Let :math:`X \sim \text{Poisson}(\mu)` with :math:`\mu = 10`.  
We draw samples of size :math:`n = 50` and compute the sample mean
:math:`\bar{X}`. The CLT suggests

.. math::

   \bar{X} \approx N\left(\mu, \frac{\mu}{n}\right)

for moderately large :math:`n`.

In Python:

.. code-block:: python

    from scipy import stats
    import numpy as np

    rng = np.random.default_rng(seed=1337)

    mu = 10
    sample_size = 50
    num_samples = 100_000

    # each row: one sample of size n
    samples = rng.poisson(lam=mu, size=(num_samples, sample_size))
    x_bars = samples.mean(axis=1)

    # empirical mean and variance
    mean_emp = x_bars.mean()
    var_emp = x_bars.var(ddof=1)

    mean_theory = mu
    var_theory = mu / sample_size

You can then:

- plot a histogram of ``x_bars``,
- overlay a Normal density with mean ``mean_theory`` and variance
  ``var_theory``,
- and check proportions within 1, 2, or 3 standard deviations of the mean.

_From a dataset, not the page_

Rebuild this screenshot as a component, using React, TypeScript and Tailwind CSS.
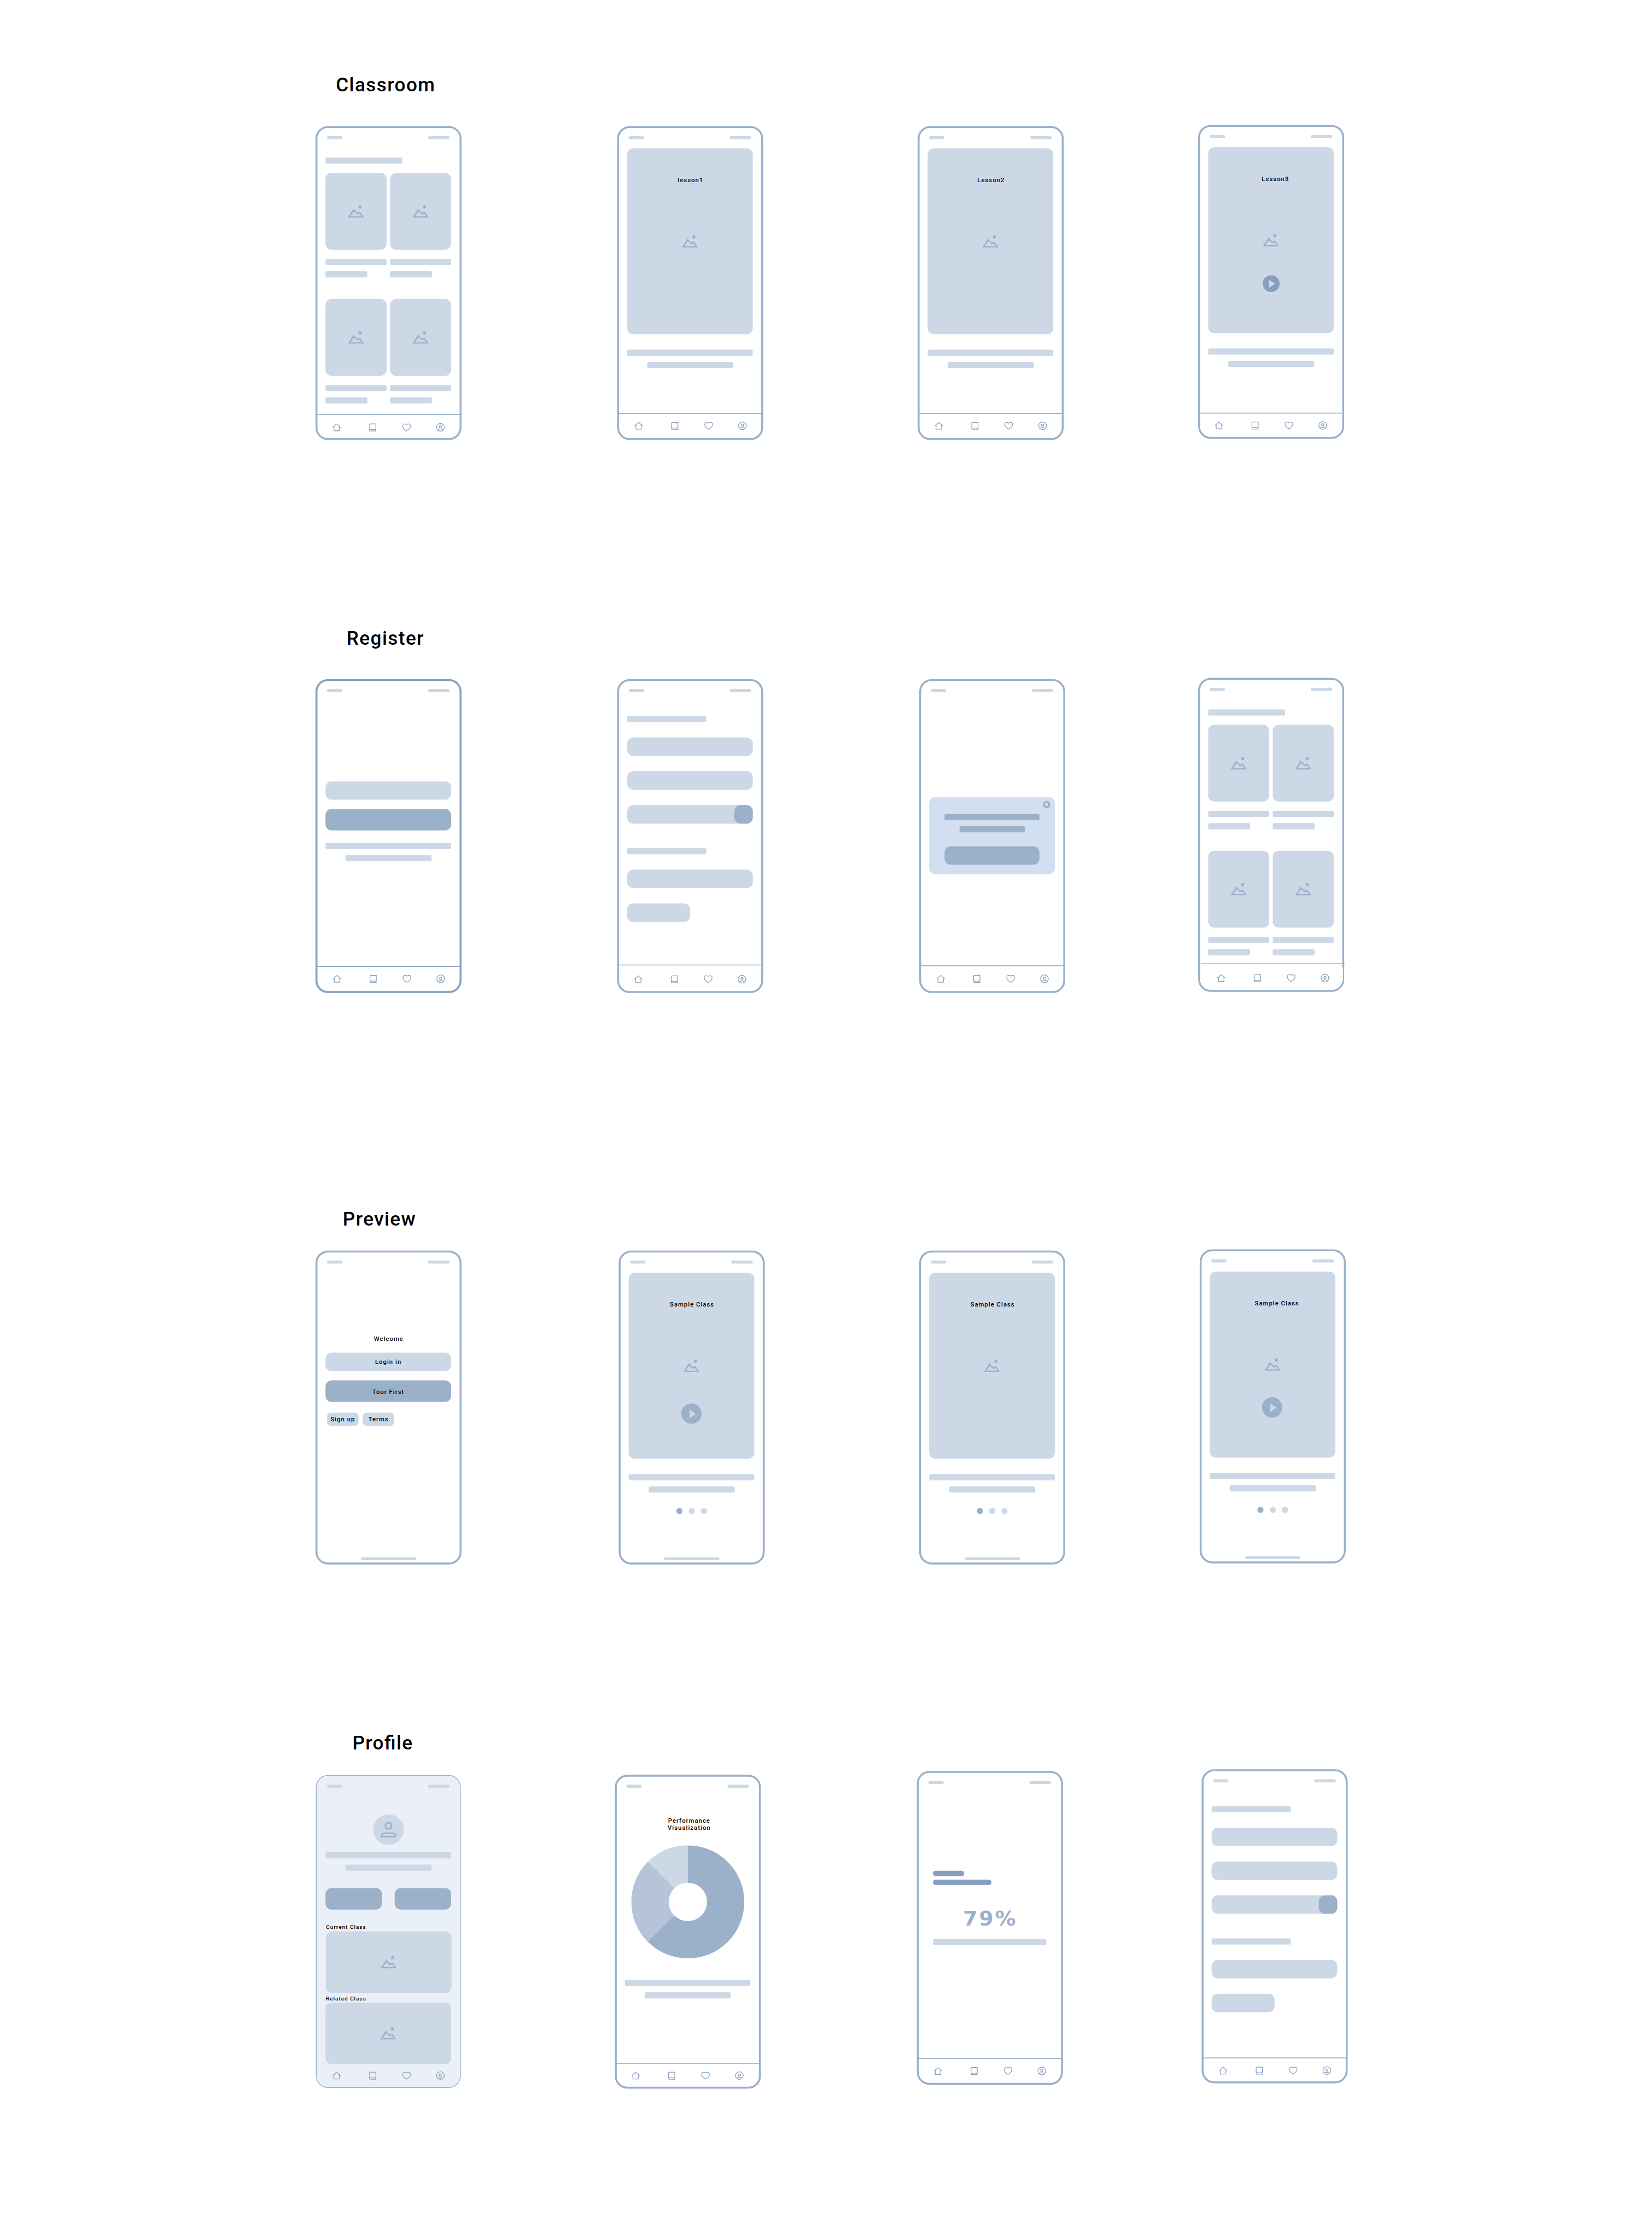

(We keep plotting code to a minimum here; later chapters will show more
matplotlib examples.)


5.4 What you should take away
=============================

By the end of this chapter (R + Python versions), you should be comfortable
with:

- **Using distribution helpers** to get pdf/pmf, cdf, quantiles, and random
  samples from common distributions in Python and R.
- **Translating between R and Python**: ``d* / p* / q* / r*`` functions in R
  correspond to ``pdf/pmf``, ``cdf``, ``ppf``, and ``rvs`` in
  :mod:`scipy.stats`.
- **Implementing t-tests** both “by hand” from the formulas and using
  convenience functions like :func:`scipy.stats.ttest_1samp` and
  :func:`scipy.stats.ttest_ind`.
- **Using simulation** to:
  - approximate probabilities,
  - understand sampling distributions,
  - and verify theoretical results.

If any of the code in this chapter feels new, try it interactively:

- change parameters (means, variances, sample sizes),
- re-run the simulations,
- see how the distribution of statistics (like :math:`\bar{X}` or the t-statistic)
  responds.

That experimentation will pay off quickly in the PyStatsV1 applied chapters,
where we’ll connect these probability tools directly to real case studies.